The AFL-CIO also promises to "Redouble our efforts on Capitol Hill against taxation of benefits OF ANY KIND, for including ALL businesses in the requirement to provide coverage, and for a robust public health insurance plan option."

According to reports on Thursday, the Senate Finance Committee is considering compromise legislation that will contain no public option for insurance and would tax health-care benefits of the most generous plans.

UPDATE: AFL-CIO Secretary Treasurer Richard Trumka sends out a scathing statement about the town halls, hitting on Sweeney's themes and calling the events corporate funded.

Every American has the inalienable right to participate in our democratic process. Our politics is passionate, heartfelt and often loud -- as was the founding of our nation. But that is not what the corporate-funded mobs are engaging in when they show up to disrupt town halls held by members of Congress.

Major health care reform is closer than ever to passage and it is no secret that special interests want to weaken or block it. These mobs are not there to participate. As their own strategy memo states, they have been sent by their corporate and lobbyist bankrollers to disrupt, heckle and block meaningful debate. This is a desperation move, meant to slow the momentum for change.
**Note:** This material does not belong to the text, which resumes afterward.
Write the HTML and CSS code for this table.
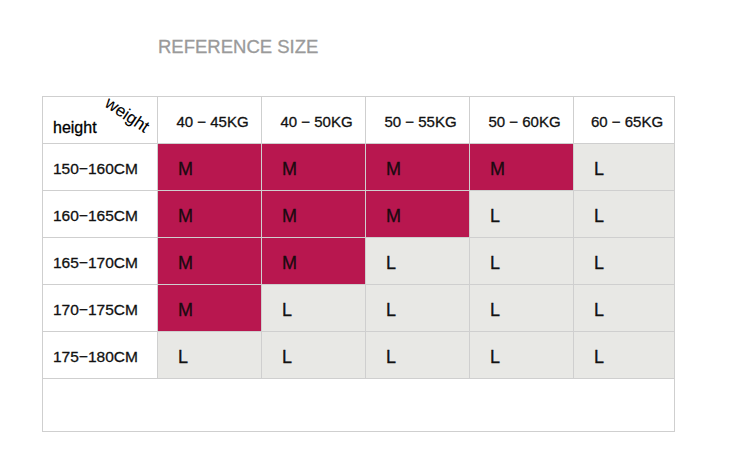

Mob rule is not democracy. People have a democratic right to express themselves and our elected leaders have a right to hear from their constituents -- not organized thugs whose sole purpose is to shut down the conversation and attempt to scare our leaders into inaction

We call on the insurance companies, the lobbyists and the Republican leaders who are cheering them on to halt these 'Brooks Brothers Riot' tactics. Health care is a crucial issue and everyone - on all sides of the issue - deserves to be heard.